By analogy, I might suppose that a relation R over trees t1 and t2 of type N a is a bisimulation if (a) the values at their root node are equal, and (b) their forests are equal. However, proving equality using this definition can lead to a circular proof. For instance, it might be the case that the values at the roots of t1 and t2 are equal, but that the head of the forests of t1 and t2 are, again, t1 and t2! (that is, assume T(t1,t2), and if their root values are equal, show that their forests are equal; if each is an infinite list, show that their heads are equal, but perhaps their heads are t1 and t2!). So I am slightly confused as to how equality of such types can be proved by the bisimulation method. In fact, I'm confused as to what the appropriate conditions are!

I don't really know much about bisimulations, so I may be missing the point or going into the wrong direction. So read this e-mail with a grain of salt =). Your N data type isn't the only one that may have some weird infinite recursion. Consider let xs = 1 : ys ys = 1 : xs To prove that xs and ys are on a relation R, you have to proove that ys and xs are on a relation R. Oops! As I said, I don't know much about bisimulations. However, you don't seem to think that there is a problem with xs/ys defined as above. So I am tempted to read your definition of a bisimulation on lists as some form of induction. Being explicit, let's define R_0 = { ([], []) } as the relation with only the empty list and R_{n+1} = R_n ∪ { (x:s, x:t) | s, t ∈ R_n, x ∈ ℕ } Now, (xs, ys) ∉ R_n for all n ∈ ℕ, as R_n contains lists of at most length n, and xs/ys have infinite length. However, (xs, ys) ∈ R_ω, where ω = |ℕ| is the first ordinal. In a real machine we only have finite time, so we can't (in general) know for sure that (xs, ys) ∈ R. Well, the same thing happens when you consider your N data type. If you have let t1 = N 1 [t1, t2] t2 = N 1 [t2, t1] then you can't know for sure in finite time in a machine in general that (t1, t2) ∈ R, however you can given infinite countable time ω. I hope that helps you to answer at least a little bit of your question =). -- Felipe.

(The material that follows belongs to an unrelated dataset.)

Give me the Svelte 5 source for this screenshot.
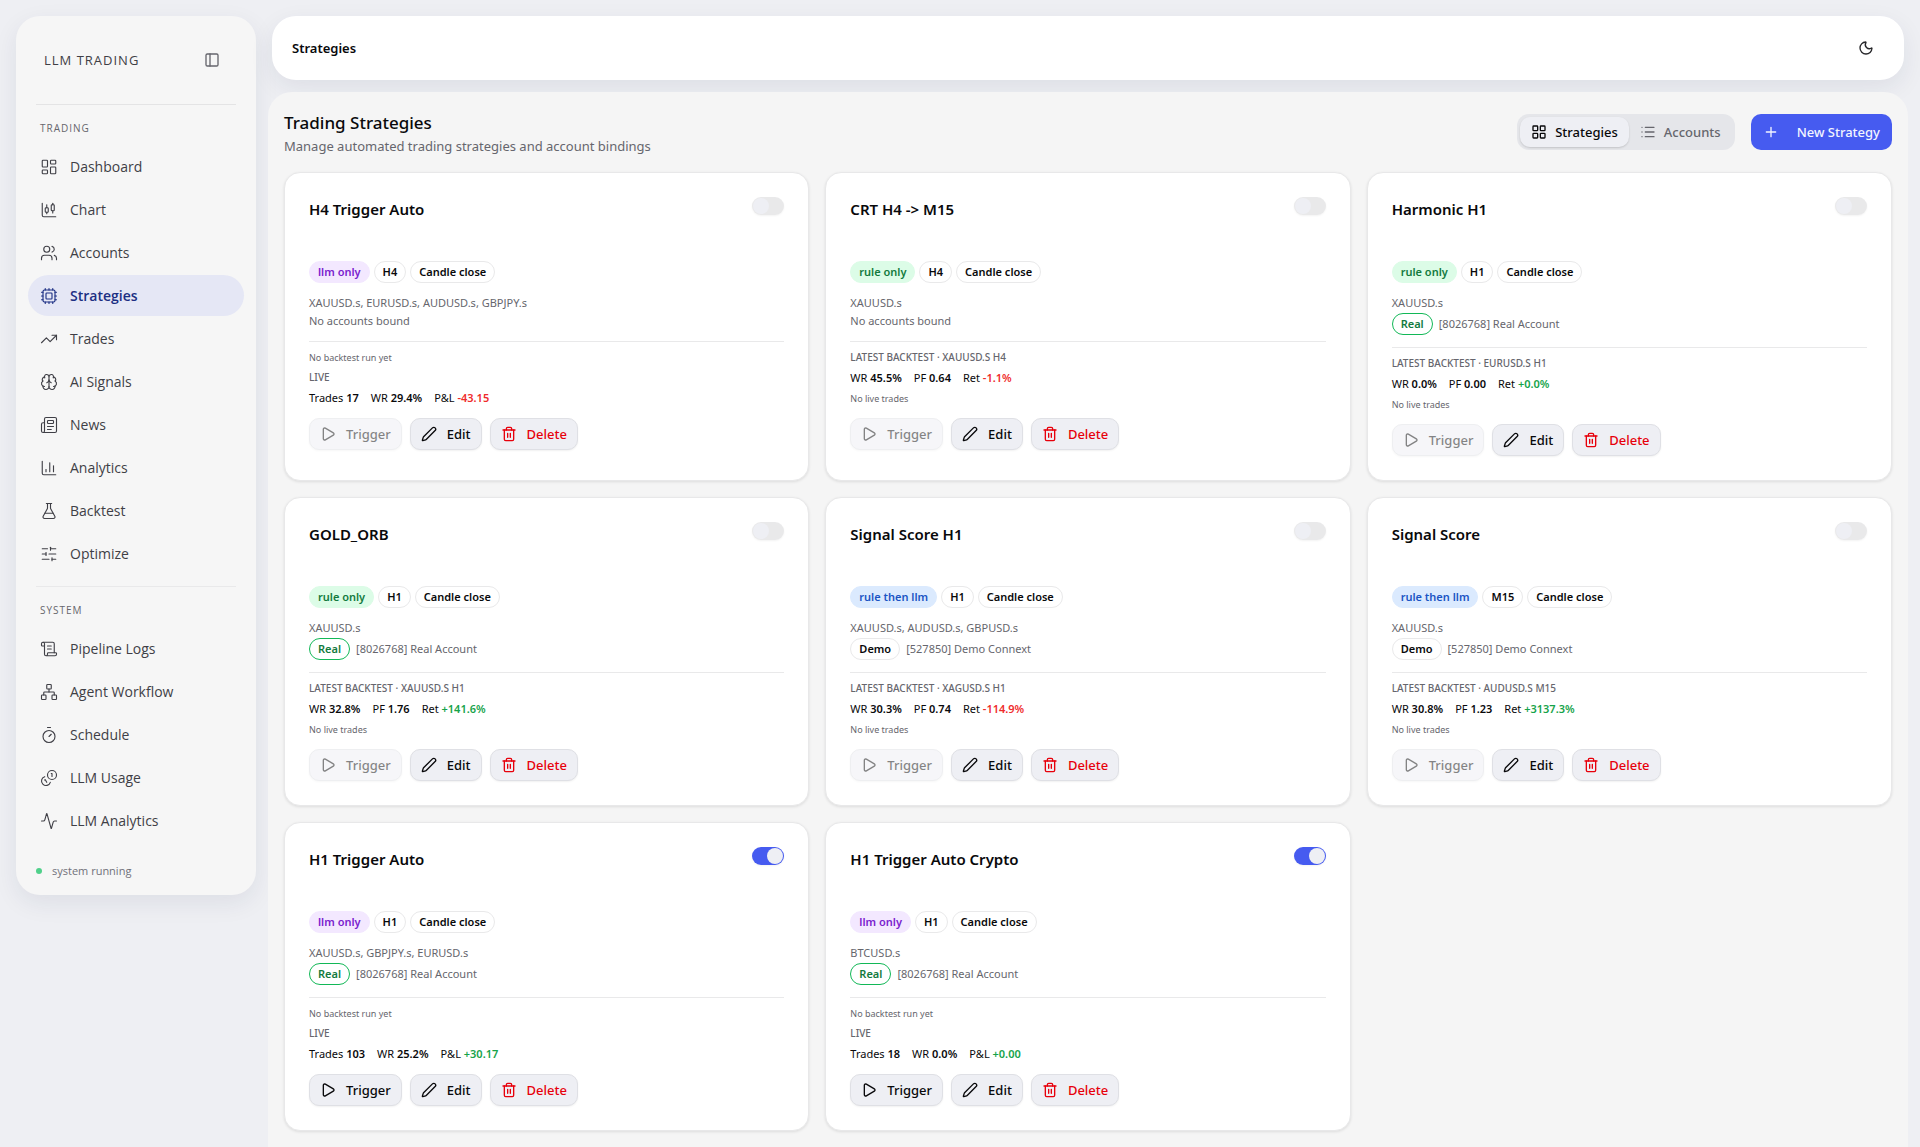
<script>
    const nav = [
        {
            title: "Trading",
            items: [
                { name: "Dashboard", icon: "dashboard" },
                { name: "Chart", icon: "candles" },
                { name: "Accounts", icon: "users" },
                { name: "Strategies", icon: "cpu", active: true },
                { name: "Trades", icon: "trend" },
                { name: "AI Signals", icon: "brain" },
                { name: "News", icon: "news" },
                { name: "Analytics", icon: "bars" },
                { name: "Backtest", icon: "flask" },
                { name: "Optimize", icon: "sliders" },
            ],
        },
        {
            title: "System",
            items: [
                { name: "Pipeline Logs", icon: "scroll" },
                { name: "Agent Workflow", icon: "network" },
                { name: "Schedule", icon: "timer" },
                { name: "LLM Usage", icon: "coins" },
                { name: "LLM Analytics", icon: "activity" },
            ],
        },
    ];

    const icons = {
        dashboard: '<rect x="3" y="3" width="7" height="9" rx="1"/><rect x="14" y="3" width="7" height="5" rx="1"/><rect x="14" y="12" width="7" height="9" rx="1"/><rect x="3" y="16" width="7" height="5" rx="1"/>',
        candles: '<path d="M9 5v4"/><rect width="4" height="6" x="7" y="9" rx="1"/><path d="M9 15v2"/><path d="M17 3v2"/><rect width="4" height="8" x="15" y="5" rx="1"/><path d="M17 13v3"/><path d="M3 3v16a2 2 0 0 0 2 2h16"/>',
        users: '<path d="M16 21v-2a4 4 0 0 0-4-4H6a4 4 0 0 0-4 4v2"/><path d="M16 3.128a4 4 0 0 1 0 7.744"/><path d="M22 21v-2a4 4 0 0 0-3-3.87"/><circle cx="9" cy="7" r="4"/>',
        cpu: '<path d="M12 20v2M12 2v2M17 20v2M17 2v2M2 12h2M2 17h2M2 7h2M20 12h2M20 17h2M20 7h2M7 20v2M7 2v2"/><rect x="4" y="4" width="16" height="16" rx="2"/><rect x="8" y="8" width="8" height="8" rx="1"/>',
        trend: '<path d="M16 7h6v6"/><path d="m22 7-8.5 8.5-5-5L2 17"/>',
        brain: '<path d="M12 18V5"/><path d="M15 13a4.17 4.17 0 0 1-3-4 4.17 4.17 0 0 1-3 4"/><path d="M17.598 6.5A3 3 0 1 0 12 5a3 3 0 1 0-5.598 1.5"/><path d="M17.997 5.125a4 4 0 0 1 2.526 5.77"/><path d="M18 18a4 4 0 0 0 2-7.464"/><path d="M19.967 17.483A4 4 0 1 1 12 18a4 4 0 1 1-7.967-.517"/><path d="M6 18a4 4 0 0 1-2-7.464"/><path d="M6.003 5.125a4 4 0 0 0-2.526 5.77"/>',
        news: '<path d="M15 18h-5"/><path d="M18 14h-8"/><path d="M4 22h16a2 2 0 0 0 2-2V4a2 2 0 0 0-2-2H8a2 2 0 0 0-2 2v16a2 2 0 0 1-4 0v-9a2 2 0 0 1 2-2h2"/><rect width="8" height="4" x="10" y="6" rx="1"/>',
        bars: '<path d="M3 3v16a2 2 0 0 0 2 2h16"/><path d="M18 17V9"/><path d="M13 17V5"/><path d="M8 17v-3"/>',
        flask: '<path d="M14 2v6a2 2 0 0 0 .245.96l5.51 10.08A2 2 0 0 1 18 22H6a2 2 0 0 1-1.755-2.96l5.51-10.08A2 2 0 0 0 10 8V2"/><path d="M6.453 15h11.094"/><path d="M8.5 2h7"/>',
        sliders: '<path d="M10 5H3"/><path d="M12 19H3"/><path d="M14 3v4"/><path d="M16 17v4"/><path d="M21 12h-9"/><path d="M21 19h-5"/><path d="M21 5h-7"/><path d="M8 10v4"/><path d="M8 12H3"/>',
        scroll: '<path d="M15 12h-5"/><path d="M15 8h-5"/><path d="M19 17V5a2 2 0 0 0-2-2H4"/><path d="M8 21h12a2 2 0 0 0 2-2v-1a1 1 0 0 0-1-1H11a1 1 0 0 0-1 1v1a2 2 0 1 1-4 0V5a2 2 0 1 0-4 0v2a1 1 0 0 0 1 1h3"/>',
        network: '<rect x="16" y="16" width="6" height="6" rx="1"/><rect x="2" y="16" width="6" height="6" rx="1"/><rect x="9" y="2" width="6" height="6" rx="1"/><path d="M5 16v-3a1 1 0 0 1 1-1h12a1 1 0 0 1 1 1v3"/><path d="M12 12V8"/>',
        timer: '<path d="M10 2h4"/><path d="m12 14 3-3"/><circle cx="12" cy="14" r="8"/>',
        coins: '<path d="M13.744 17.736a6 6 0 1 1-7.48-7.48"/><path d="M15 6h1v4"/><path d="m6.134 14.768.866-.5 2 3.464"/><circle cx="16" cy="8" r="6"/>',
        activity: '<path d="M22 12h-2.48a2 2 0 0 0-1.93 1.46l-2.35 8.36a.25.25 0 0 1-.48 0L9.24 2.18a.25.25 0 0 0-.48 0l-2.35 8.36A2 2 0 0 1 4.49 12H2"/>',
        panel: '<rect width="18" height="18" x="3" y="3" rx="2"/><path d="M9 3v18"/>',
        moon: '<path d="M20.985 12.486a9 9 0 1 1-9.473-9.472c.405-.022.617.46.402.803a6 6 0 0 0 8.268 8.268c.344-.215.825-.004.803.401"/>',
        grid: '<rect width="7" height="7" x="3" y="3" rx="1"/><rect width="7" height="7" x="14" y="3" rx="1"/><rect width="7" height="7" x="14" y="14" rx="1"/><rect width="7" height="7" x="3" y="14" rx="1"/>',
        list: '<path d="M3 5h.01M3 12h.01M3 19h.01M8 5h13M8 12h13M8 19h13"/>',
        plus: '<path d="M5 12h14M12 5v14"/>',
        play: '<path d="M5 5a2 2 0 0 1 3.008-1.728l11.997 6.998a2 2 0 0 1 .003 3.458l-12 7A2 2 0 0 1 5 19z"/>',
        pencil: '<path d="M21.174 6.812a1 1 0 0 0-3.986-3.987L3.842 16.174a2 2 0 0 0-.5.83l-1.321 4.352a.5.5 0 0 0 .623.622l4.353-1.32a2 2 0 0 0 .83-.497z"/>',
        trash: '<path d="M10 11v6M14 11v6"/><path d="M19 6v14a2 2 0 0 1-2 2H7a2 2 0 0 1-2-2V6"/><path d="M3 6h18"/><path d="M8 6V4a2 2 0 0 1 2-2h4a2 2 0 0 1 2 2v2"/>',
    };

    const real = { type: "Real", label: "[8026768] Real Account" };
    const demo = { type: "Demo", label: "[527850] Demo Connext" };

    let strategies = $state([
        { name: "H4 Trigger Auto", mode: "llm only", tf: "H4", symbols: "XAUUSD.s, EURUSD.s, AUDUSD.s, GBPJPY.s", live: ["17", "29.4%", "-43.15"], enabled: false },
        { name: "CRT H4 -> M15", mode: "rule only", tf: "H4", symbols: "XAUUSD.s", backtest: ["XAUUSD.s H4", "45.5%", "0.64", "-1.1%"], enabled: false },
        { name: "Harmonic H1", mode: "rule only", tf: "H1", symbols: "XAUUSD.s", account: real, backtest: ["EURUSD.s H1", "0.0%", "0.00", "+0.0%"], enabled: false },
        { name: "GOLD_ORB", mode: "rule only", tf: "H1", symbols: "XAUUSD.s", account: real, backtest: ["XAUUSD.s H1", "32.8%", "1.76", "+141.6%"], enabled: false },
        { name: "Signal Score H1", mode: "rule then llm", tf: "H1", symbols: "XAUUSD.s, AUDUSD.s, GBPUSD.s", account: demo, backtest: ["XAGUSD.s H1", "30.3%", "0.74", "-114.9%"], enabled: false },
        { name: "Signal Score", mode: "rule then llm", tf: "M15", symbols: "XAUUSD.s", account: demo, backtest: ["AUDUSD.s M15", "30.8%", "1.23", "+3137.3%"], enabled: false },
        { name: "H1 Trigger Auto", mode: "llm only", tf: "H1", symbols: "XAUUSD.s, GBPJPY.s, EURUSD.s", account: real, live: ["103", "25.2%", "+30.17"], enabled: true },
        { name: "H1 Trigger Auto Crypto", mode: "llm only", tf: "H1", symbols: "BTCUSD.s", account: real, live: ["18", "0.0%", "+0.00"], enabled: true },
    ]);

    let view = $state("Strategies");

    function modeClass(mode) {
        return mode.replaceAll(" ", "-");
    }

    function sign(value) {
        return value.startsWith("-") ? "loss" : "gain";
    }
</script>

{#snippet icon(name)}
    <svg class="icon" viewBox="0 0 24 24" aria-hidden="true">{@html icons[name]}</svg>
{/snippet}

<div class="layout">
    <aside class="sidebar">
        <div class="brand">
            <span>LLM TRADING</span>
            <button class="icon-button muted" aria-label="Collapse sidebar">{@render icon("panel")}</button>
        </div>
        <nav>
            {#each nav as group}
                <section>
                    <h2>{group.title}</h2>
                    <ul>
                        {#each group.items as item}
                            <li>
                                <a href="#{item.icon}" class:active={item.active}>
                                    {@render icon(item.icon)}
                                    {item.name}
                                </a>
                            </li>
                        {/each}
                    </ul>
                </section>
            {/each}
        </nav>
        <div class="status"><span class="dot"></span>system running</div>
    </aside>

    <div class="content">
        <header class="topbar">
            <span>Strategies</span>
            <button class="icon-button" aria-label="Toggle theme">{@render icon("moon")}</button>
        </header>

        <main>
            <div class="page-head">
                <div>
                    <h1>Trading Strategies</h1>
                    <p>Manage automated trading strategies and account bindings</p>
                </div>
                <div class="actions">
                    <div class="tabs">
                        <button class:selected={view === "Strategies"} onclick={() => (view = "Strategies")}>
                            {@render icon("grid")}Strategies
                        </button>
                        <button class:selected={view === "Accounts"} onclick={() => (view = "Accounts")}>
                            {@render icon("list")}Accounts
                        </button>
                    </div>
                    <button class="primary">{@render icon("plus")}New Strategy</button>
                </div>
            </div>

            <div class="cards">
                {#each strategies as s}
                    <article class="card">
                        <div class="card-head">
                            <h3>{s.name}</h3>
                            <input type="checkbox" role="switch" class="switch" aria-label="Enable {s.name}" bind:checked={s.enabled}>
                        </div>
                        <div class="badges">
                            <span class="badge {modeClass(s.mode)}">{s.mode}</span>
                            <span class="badge">{s.tf}</span>
                            <span class="badge">Candle close</span>
                        </div>
                        <div class="bindings">
                            <div>{s.symbols}</div>
                            {#if s.account}
                                <div class="account">
                                    <span class="badge" class:real={s.account.type === "Real"}>{s.account.type}</span>
                                    {s.account.label}
                                </div>
                            {:else}
                                <div>No accounts bound</div>
                            {/if}
                        </div>
                        <div class="stats">
                            {#if s.backtest}
                                <div class="label">Latest backtest · {s.backtest[0]}</div>
                                <div class="values">
                                    <span>WR <b>{s.backtest[1]}</b></span>
                                    <span>PF <b>{s.backtest[2]}</b></span>
                                    <span>Ret <b class={sign(s.backtest[3])}>{s.backtest[3]}</b></span>
                                </div>
                            {:else}
                                <div class="note">No backtest run yet</div>
                            {/if}
                            {#if s.live}
                                <div class="label">Live</div>
                                <div class="values">
                                    <span>Trades <b>{s.live[0]}</b></span>
                                    <span>WR <b>{s.live[1]}</b></span>
                                    <span>P&amp;L <b class={sign(s.live[2])}>{s.live[2]}</b></span>
                                </div>
                            {:else}
                                <div class="note">No live trades</div>
                            {/if}
                        </div>
                        <div class="buttons">
                            <button disabled={!s.enabled}>{@render icon("play")}Trigger</button>
                            <button>{@render icon("pencil")}Edit</button>
                            <button class="danger">{@render icon("trash")}Delete</button>
                        </div>
                    </article>
                {/each}
            </div>
        </main>
    </div>
</div>

<style>
    :global(body) {
        background: #eeeff3;
        color: #09090b;
        font-family: "Noto Sans", sans-serif;
        font-size: 13px;
        line-height: 20px;
        overflow: hidden;
    }
    h1, h2, h3, p, ul {
        margin: 0;
        padding: 0;
        list-style: none;
    }
    button {
        display: inline-flex;
        align-items: center;
        border: 0;
        padding: 0;
        background: none;
        color: inherit;
        font: inherit;
        font-weight: 500;
        white-space: nowrap;
        cursor: pointer;
    }
    .icon {
        width: 16px;
        height: 16px;
        flex: none;
        fill: none;
        stroke: currentColor;
        stroke-width: 2;
        stroke-linecap: round;
        stroke-linejoin: round;
    }
    .icon-button {
        color: #27272a;
    }
    .icon-button.muted {
        color: #66666d;
    }
    .layout {
        display: flex;
        align-items: flex-start;
        gap: 12px;
        padding: 16px 12px 0 16px;
    }

    /* sidebar */
    .sidebar {
        box-sizing: border-box;
        flex: none;
        width: 240px;
        padding: 20px 12px 14px;
        border-radius: 24px;
        background: #f6f6f6;
        box-shadow: 0 8px 24px rgba(30, 41, 80, 0.08);
        color: #3f3f46;
        font-family: "Open Sans", sans-serif;
    }
    .brand {
        display: flex;
        justify-content: space-between;
        align-items: center;
        height: 48px;
        margin: 0 8px;
        padding: 0 16px 20px 8px;
        border-bottom: 1px solid #e4e4e5;
        font-weight: 500;
        letter-spacing: 1px;
    }
    .sidebar section {
        padding-top: 15px;
    }
    .sidebar section + section {
        margin: 12px 8px 0;
        border-top: 1px solid #e9e9ea;
    }
    .sidebar section + section > * {
        margin: 0 -8px;
    }
    .sidebar h2 {
        padding-left: 12px;
        font-size: 10px;
        line-height: 16px;
        font-weight: 500;
        letter-spacing: 1px;
        text-transform: uppercase;
        color: #66666d;
    }
    .sidebar ul {
        display: grid;
        gap: 2px;
        padding-top: 10px;
    }
    .sidebar a {
        display: flex;
        align-items: center;
        gap: 12px;
        height: 41px;
        padding: 0 12px;
        border-radius: 21px;
        color: inherit;
        font-size: 14px;
        text-decoration: none;
    }
    .sidebar a .icon {
        width: 18px;
        height: 18px;
        stroke-width: 1.5;
    }
    .sidebar a.active {
        background: #e5e7f5;
        color: #1c2f83;
        font-weight: 600;
    }
    .status {
        display: flex;
        align-items: center;
        gap: 10px;
        padding: 20px 8px 0;
        color: #71717a;
        font-size: 11px;
    }
    .dot {
        width: 6px;
        height: 6px;
        border-radius: 50%;
        background: #4fd08a;
    }

    /* page */
    .content {
        flex: 1;
        min-width: 0;
    }
    .topbar {
        display: flex;
        justify-content: space-between;
        align-items: center;
        height: 64px;
        margin: 0 4px 12px;
        padding: 0 30px 0 20px;
        box-sizing: border-box;
        border-radius: 24px;
        background: #fff;
        box-shadow: 0 8px 24px rgba(30, 41, 80, 0.08);
        font-weight: 600;
    }
    main {
        padding: 18px 16px 16px;
        border-radius: 24px 24px 0 0;
        background: #f5f5f5;
    }
    .page-head,
    .actions {
        display: flex;
        justify-content: space-between;
        gap: 16px;
    }
    .actions {
        padding-top: 4px;
    }
    h1 {
        font-size: 17px;
        line-height: 26px;
        font-weight: 500;
    }
    .page-head p {
        color: #66666d;
    }
    .tabs {
        display: flex;
        height: 30px;
        padding: 3px;
        border-radius: 12px;
        background: #e5e6ea;
    }
    .tabs button {
        gap: 8px;
        height: 30px;
        padding: 0 11px;
        border-radius: 10px;
        color: #66666d;
    }
    .tabs .selected {
        background: #eeeff4;
        color: #09090b;
        box-shadow: 0 1px 2px rgba(0, 0, 0, 0.15);
    }
    .primary {
        gap: 18px;
        height: 36px;
        padding: 0 12px;
        border-radius: 10px;
        background: #465bf0;
        color: #f2f5ff;
    }

    /* cards */
    .cards {
        display: grid;
        grid-template-columns: repeat(3, minmax(0, 1fr));
        gap: 16px;
        margin-top: 16px;
    }
    .card {
        padding: 24px;
        border: 1px solid #e8e8e9;
        border-radius: 16px;
        background: #fff;
        box-shadow: 0 1px 3px rgba(0, 0, 0, 0.1);
    }
    .card-head {
        display: flex;
        justify-content: space-between;
        align-items: flex-start;
        height: 64px;
    }
    h3 {
        font-size: 15px;
        line-height: 24px;
        font-weight: 600;
    }
    .switch {
        appearance: none;
        width: 32px;
        height: 18px;
        margin: 0;
        padding: 1px;
        box-sizing: border-box;
        border-radius: 9px;
        background: #e9e9ea;
        box-shadow: 0 1px 2px rgba(0, 0, 0, 0.05);
    }
    .switch::before {
        content: "";
        display: block;
        width: 16px;
        height: 16px;
        border-radius: 50%;
        background: #eeeff4;
    }
    .switch:checked {
        background: #465bf0;
    }
    .switch:checked::before {
        margin-left: 14px;
    }
    .badges {
        display: flex;
        gap: 4px;
    }
    .badge {
        padding: 2px 8px;
        border: 1px solid #e9e9ea;
        border-radius: 11px;
        color: #09090b;
        font-size: 11px;
        line-height: 16px;
        font-weight: 600;
    }
    .llm-only {
        border-color: #f3e8ff;
        background: #f3e8ff;
        color: #7a22ce;
    }
    .rule-only {
        border-color: #dcfce7;
        background: #dcfce7;
        color: #137a3e;
    }
    .rule-then-llm {
        border-color: #dbeafe;
        background: #dbeafe;
        color: #1a54c4;
    }
    .real {
        border-color: #12b857;
        color: #137a3e;
    }
    .bindings {
        display: grid;
        gap: 2px;
        margin: 12px 0;
        color: #66666d;
        font-size: 11px;
        line-height: 16px;
    }
    .account {
        display: flex;
        align-items: center;
        gap: 6px;
    }
    .stats {
        display: grid;
        gap: 5px;
        padding-top: 8px;
        border-top: 1px solid #e9e9ea;
    }
    .label,
    .note {
        color: #66666d;
        font-size: 9px;
        line-height: 15px;
    }
    .label {
        font-size: 10px;
        font-weight: 500;
        text-transform: uppercase;
    }
    .values {
        display: flex;
        gap: 12px;
        font-size: 11px;
        line-height: 16px;
    }
    .values b {
        font-weight: 600;
    }
    .values .gain {
        color: #16a34a;
    }
    .values .loss {
        color: #ef2b2b;
    }
    .buttons {
        display: flex;
        gap: 8px;
        margin-top: 12px;
    }
    .buttons button {
        gap: 10px;
        height: 32px;
        padding: 0 10px;
        border: 1px solid #dfe0e5;
        border-radius: 10px;
        background: #eeeff4;
        box-shadow: 0 1px 2px rgba(0, 0, 0, 0.06);
    }
    .buttons button:disabled {
        opacity: 0.5;
    }
    .buttons .danger {
        color: #e7000b;
    }
</style>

Actually, you are missing the point. ;) The point of bisimulations is that they are defined *coinductively*, so they let you work with potentially infinite data structures. In your example, proving that xs and ys are in the relation R really is that simple -- 1 = 1, and then to complete the proof we are allowed to use the coinduction hypothesis that xs and ys are in the relation R, since they are guarded by a constructor (:).

Dan, does this help answer your original question? If not I can try to give a more detailed answer in the morning.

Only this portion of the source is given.